Closed MoiseRousseau closed 1 year ago
Hi!
This error seems very strange indeed - I have never run across this problem in the wild. Unfortunately, cluster setups are fiendishly difficult to debug, particularly from afar.
Can you do a pip freeze
-- in particular, which numpy version are you using? Can you try with different python/numpy versions? Anaconda?

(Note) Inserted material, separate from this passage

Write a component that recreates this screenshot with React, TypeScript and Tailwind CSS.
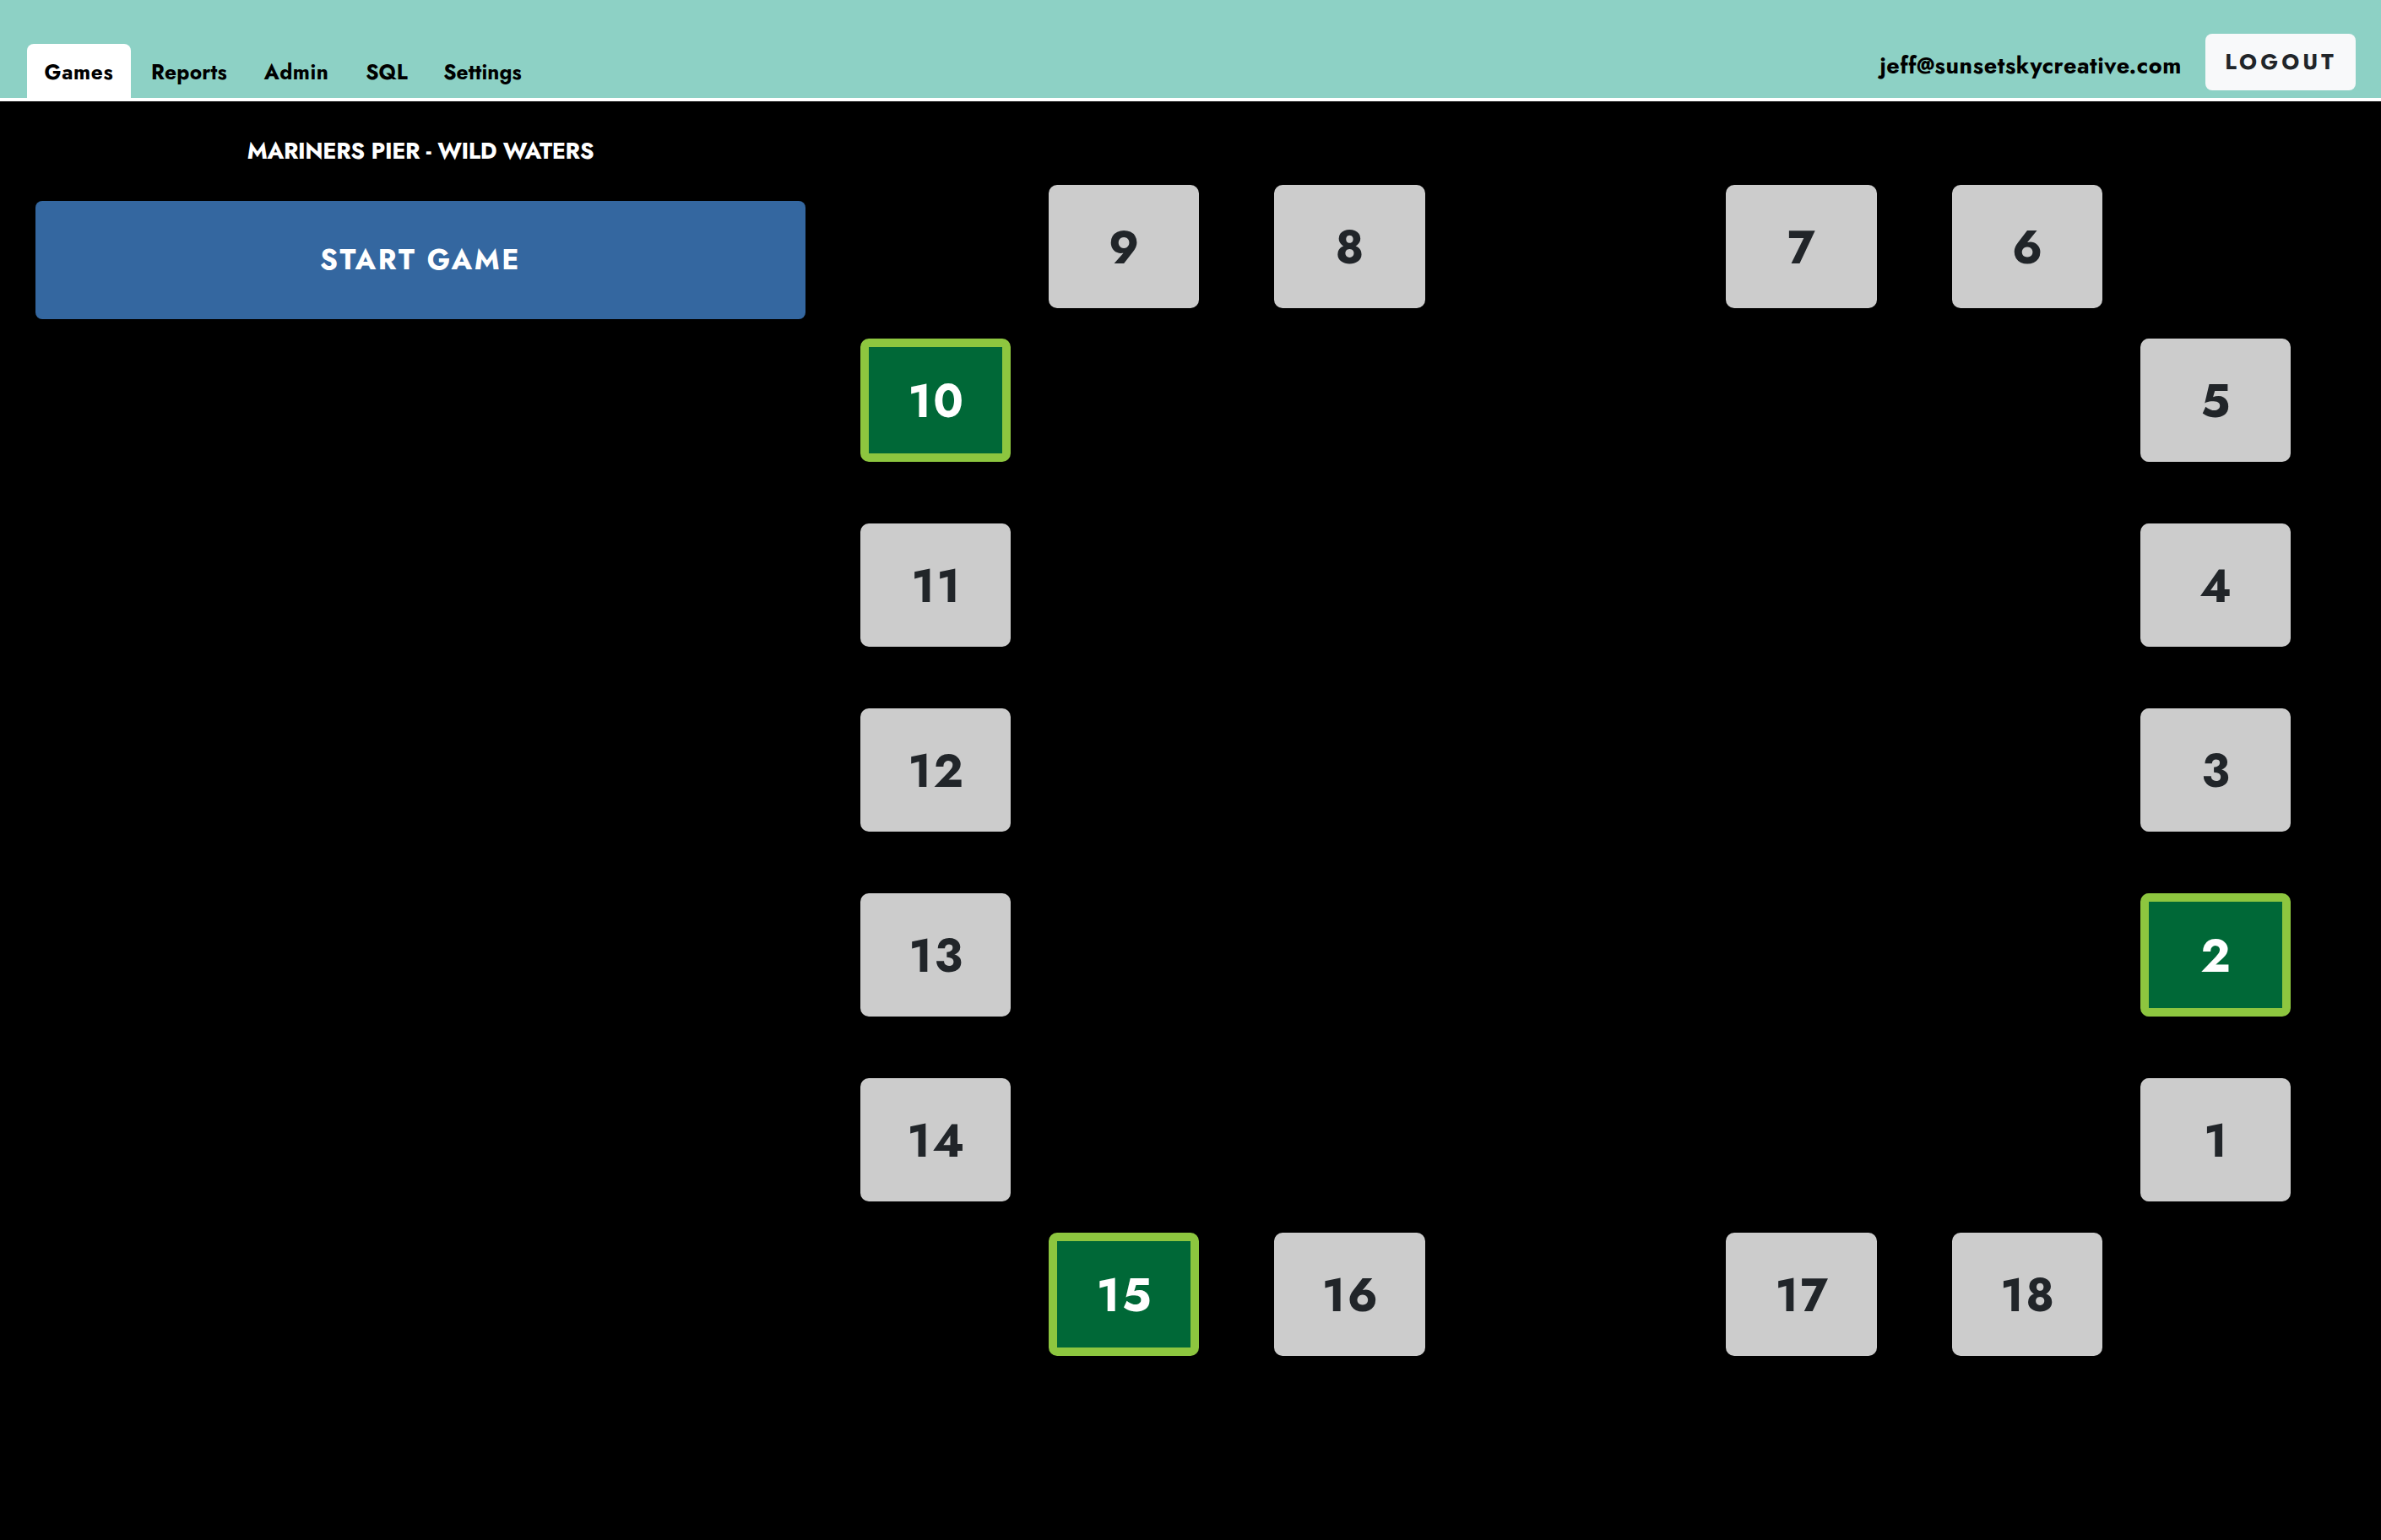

Also, I really don't understand which symbols this should bind to ... can you try running ldd
on the xprec.(...).so
files and try to match its symbols using nm
? My best guess is that some library exports functions named ****q
but that'd be quite strange.
Also, the method we use to register the ddouble
type is basically identical to the way the tensorflow package registers its minifloat type - can you check if tensorflow works on this machine?

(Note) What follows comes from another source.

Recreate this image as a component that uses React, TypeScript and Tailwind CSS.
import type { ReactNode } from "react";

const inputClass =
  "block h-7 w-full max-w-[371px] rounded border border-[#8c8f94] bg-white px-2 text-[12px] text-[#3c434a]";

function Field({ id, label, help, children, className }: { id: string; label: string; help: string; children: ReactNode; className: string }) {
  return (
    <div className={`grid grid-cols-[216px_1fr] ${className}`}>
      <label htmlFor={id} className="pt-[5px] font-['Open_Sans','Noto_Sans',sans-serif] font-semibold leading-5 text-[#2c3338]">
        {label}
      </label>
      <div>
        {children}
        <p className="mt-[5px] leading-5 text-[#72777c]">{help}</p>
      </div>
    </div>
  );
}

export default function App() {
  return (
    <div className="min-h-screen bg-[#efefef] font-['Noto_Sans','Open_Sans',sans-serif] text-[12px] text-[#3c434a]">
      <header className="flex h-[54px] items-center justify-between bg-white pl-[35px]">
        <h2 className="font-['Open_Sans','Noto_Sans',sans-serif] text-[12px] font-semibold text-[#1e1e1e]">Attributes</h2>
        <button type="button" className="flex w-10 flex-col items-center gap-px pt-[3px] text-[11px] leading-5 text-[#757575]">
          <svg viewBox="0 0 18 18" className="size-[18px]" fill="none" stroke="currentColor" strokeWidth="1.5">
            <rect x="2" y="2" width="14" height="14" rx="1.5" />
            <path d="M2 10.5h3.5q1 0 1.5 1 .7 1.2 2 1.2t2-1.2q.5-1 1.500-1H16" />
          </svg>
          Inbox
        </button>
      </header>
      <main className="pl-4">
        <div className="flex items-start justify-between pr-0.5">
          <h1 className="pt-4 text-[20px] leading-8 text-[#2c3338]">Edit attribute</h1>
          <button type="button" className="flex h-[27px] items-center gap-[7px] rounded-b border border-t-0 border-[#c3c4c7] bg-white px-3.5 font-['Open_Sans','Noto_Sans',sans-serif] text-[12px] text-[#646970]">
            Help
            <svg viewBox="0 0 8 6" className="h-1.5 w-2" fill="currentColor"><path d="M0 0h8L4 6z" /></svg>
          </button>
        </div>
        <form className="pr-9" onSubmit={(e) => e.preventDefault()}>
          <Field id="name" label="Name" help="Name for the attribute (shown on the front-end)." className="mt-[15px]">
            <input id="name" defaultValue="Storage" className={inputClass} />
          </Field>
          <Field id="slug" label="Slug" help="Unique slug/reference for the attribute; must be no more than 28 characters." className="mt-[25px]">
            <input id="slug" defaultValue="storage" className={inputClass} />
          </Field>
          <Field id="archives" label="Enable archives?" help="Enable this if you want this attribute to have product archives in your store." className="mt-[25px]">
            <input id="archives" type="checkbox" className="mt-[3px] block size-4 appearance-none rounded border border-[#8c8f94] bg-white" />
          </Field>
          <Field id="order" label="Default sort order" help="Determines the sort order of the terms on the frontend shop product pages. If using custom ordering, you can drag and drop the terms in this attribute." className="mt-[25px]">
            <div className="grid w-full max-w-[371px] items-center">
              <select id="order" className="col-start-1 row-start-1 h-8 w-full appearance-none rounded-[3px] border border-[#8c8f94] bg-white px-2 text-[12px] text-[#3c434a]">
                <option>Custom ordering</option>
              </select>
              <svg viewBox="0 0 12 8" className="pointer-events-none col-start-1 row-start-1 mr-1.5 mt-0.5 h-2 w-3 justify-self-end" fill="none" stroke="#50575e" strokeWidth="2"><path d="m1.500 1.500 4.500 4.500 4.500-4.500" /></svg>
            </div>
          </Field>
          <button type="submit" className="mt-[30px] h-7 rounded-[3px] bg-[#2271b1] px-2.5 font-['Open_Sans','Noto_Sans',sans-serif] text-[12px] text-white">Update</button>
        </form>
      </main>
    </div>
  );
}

I tried with different numpy versions, and I found that xprec tests works with numpy 1.19.5 and below, while it failed for 1.21.0 (not sure about the 1.20 because it is not installed on our systems).
pip freeze
for numpy==1.24.2
returns:
attrs==22.2.0+computecanada
exceptiongroup==1.1.0+computecanada
iniconfig==2.0.0+computecanada
numpy==1.24.2+computecanada
packaging==23.0+computecanada
pluggy==1.0.0+computecanada
pytest==7.2.2
tomli==2.0.1+computecanada
xprec==1.3.7
The +computecanada
just indicates that the wheel were built by us.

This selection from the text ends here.